[GIVEN PROBLEM]: Lines that hold the word "Tailwind" should be located and copied.

---------- DATA FOR THIS EXERCISE ----------

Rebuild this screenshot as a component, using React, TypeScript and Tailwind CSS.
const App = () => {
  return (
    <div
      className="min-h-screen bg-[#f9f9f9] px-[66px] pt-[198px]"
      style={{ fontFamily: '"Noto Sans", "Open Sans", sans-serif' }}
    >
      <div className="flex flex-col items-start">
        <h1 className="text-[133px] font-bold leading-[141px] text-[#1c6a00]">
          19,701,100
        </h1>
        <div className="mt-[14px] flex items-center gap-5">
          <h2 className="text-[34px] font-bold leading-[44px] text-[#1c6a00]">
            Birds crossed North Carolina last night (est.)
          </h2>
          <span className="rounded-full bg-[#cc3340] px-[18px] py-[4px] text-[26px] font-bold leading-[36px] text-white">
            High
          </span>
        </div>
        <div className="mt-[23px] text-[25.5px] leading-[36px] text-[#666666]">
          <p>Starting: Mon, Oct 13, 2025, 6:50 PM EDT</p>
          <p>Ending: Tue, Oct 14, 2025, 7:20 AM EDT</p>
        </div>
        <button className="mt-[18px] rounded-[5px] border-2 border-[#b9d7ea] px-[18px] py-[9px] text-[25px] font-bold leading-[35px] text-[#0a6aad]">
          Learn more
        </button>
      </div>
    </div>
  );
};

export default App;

----------
---------- DATA FOR THIS EXERCISE ----------

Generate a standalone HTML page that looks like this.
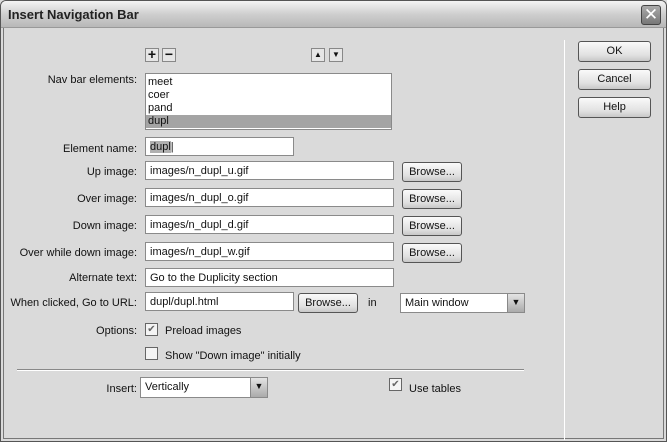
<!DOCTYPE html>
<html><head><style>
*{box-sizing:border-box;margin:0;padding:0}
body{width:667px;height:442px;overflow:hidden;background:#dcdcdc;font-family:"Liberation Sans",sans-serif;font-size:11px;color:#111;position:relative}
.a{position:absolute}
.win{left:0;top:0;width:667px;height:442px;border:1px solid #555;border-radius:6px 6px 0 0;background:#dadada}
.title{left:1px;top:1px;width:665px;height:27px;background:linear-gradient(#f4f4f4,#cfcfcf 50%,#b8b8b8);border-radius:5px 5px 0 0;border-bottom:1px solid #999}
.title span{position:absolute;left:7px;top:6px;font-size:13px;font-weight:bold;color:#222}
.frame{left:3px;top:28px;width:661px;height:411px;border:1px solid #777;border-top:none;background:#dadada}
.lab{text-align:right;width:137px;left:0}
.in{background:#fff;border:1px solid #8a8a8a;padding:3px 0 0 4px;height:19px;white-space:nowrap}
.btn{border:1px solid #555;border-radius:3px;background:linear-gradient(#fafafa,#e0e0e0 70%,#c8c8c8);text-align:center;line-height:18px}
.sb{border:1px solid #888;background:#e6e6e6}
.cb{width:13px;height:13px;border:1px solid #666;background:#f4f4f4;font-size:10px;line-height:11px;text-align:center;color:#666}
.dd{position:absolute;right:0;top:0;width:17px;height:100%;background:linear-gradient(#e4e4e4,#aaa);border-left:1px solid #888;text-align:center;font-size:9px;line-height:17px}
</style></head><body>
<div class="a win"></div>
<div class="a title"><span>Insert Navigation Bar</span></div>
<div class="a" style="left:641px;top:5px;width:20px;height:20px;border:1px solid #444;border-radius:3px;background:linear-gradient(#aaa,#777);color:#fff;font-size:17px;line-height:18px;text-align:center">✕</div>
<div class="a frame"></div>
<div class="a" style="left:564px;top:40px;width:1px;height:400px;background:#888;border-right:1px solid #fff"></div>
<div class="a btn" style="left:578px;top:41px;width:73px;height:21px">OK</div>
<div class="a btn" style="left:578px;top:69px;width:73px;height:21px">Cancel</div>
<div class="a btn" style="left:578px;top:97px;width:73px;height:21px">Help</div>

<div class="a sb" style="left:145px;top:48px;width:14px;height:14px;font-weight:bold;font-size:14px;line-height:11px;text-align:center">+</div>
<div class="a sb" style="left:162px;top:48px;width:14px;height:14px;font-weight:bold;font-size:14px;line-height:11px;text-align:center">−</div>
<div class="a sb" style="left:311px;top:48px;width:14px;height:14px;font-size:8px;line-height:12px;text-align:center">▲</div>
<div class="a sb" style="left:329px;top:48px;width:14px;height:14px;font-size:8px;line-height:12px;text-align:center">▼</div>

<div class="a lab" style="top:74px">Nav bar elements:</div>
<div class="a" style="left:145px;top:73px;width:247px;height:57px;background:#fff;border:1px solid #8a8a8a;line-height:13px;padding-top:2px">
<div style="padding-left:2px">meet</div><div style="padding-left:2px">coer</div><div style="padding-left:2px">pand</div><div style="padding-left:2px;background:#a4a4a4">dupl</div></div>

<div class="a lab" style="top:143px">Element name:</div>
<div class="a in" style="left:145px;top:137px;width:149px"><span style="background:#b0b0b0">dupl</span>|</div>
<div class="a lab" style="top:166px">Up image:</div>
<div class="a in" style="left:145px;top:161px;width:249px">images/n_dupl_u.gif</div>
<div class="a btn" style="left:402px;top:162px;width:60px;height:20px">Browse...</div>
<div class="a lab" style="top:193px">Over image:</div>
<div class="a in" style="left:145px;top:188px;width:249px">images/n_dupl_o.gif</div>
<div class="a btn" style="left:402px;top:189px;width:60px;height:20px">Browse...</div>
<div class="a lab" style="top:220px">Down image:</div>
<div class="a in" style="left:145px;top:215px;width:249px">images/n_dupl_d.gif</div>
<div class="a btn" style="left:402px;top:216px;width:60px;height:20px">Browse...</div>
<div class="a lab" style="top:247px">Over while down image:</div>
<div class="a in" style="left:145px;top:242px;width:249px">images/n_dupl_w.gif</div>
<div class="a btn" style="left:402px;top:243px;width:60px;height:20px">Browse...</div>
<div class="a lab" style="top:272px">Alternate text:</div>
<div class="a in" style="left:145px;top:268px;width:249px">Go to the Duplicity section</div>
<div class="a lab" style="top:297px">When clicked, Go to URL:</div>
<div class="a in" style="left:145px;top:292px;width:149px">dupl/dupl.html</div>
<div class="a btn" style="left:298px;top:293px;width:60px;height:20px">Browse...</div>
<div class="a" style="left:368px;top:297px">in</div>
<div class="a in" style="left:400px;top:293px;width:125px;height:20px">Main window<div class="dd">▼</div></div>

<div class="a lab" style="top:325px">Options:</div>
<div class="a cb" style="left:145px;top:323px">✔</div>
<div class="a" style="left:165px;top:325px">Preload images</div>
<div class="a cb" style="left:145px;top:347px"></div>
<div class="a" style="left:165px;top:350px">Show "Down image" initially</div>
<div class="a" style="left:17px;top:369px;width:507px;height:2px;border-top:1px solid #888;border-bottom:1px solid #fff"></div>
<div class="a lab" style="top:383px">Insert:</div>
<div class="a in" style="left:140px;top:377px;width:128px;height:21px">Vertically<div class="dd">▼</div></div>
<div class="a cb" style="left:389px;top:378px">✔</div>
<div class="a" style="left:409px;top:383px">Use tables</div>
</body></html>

----------
---------- DATA FOR THIS EXERCISE ----------

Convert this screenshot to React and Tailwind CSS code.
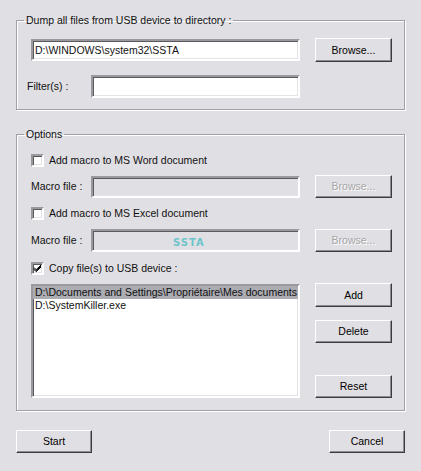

----------

[COMPLETED EXERCISE]:
Rebuild this screenshot as a component, using React, TypeScript and Tailwind CSS.
Convert this screenshot to React and Tailwind CSS code.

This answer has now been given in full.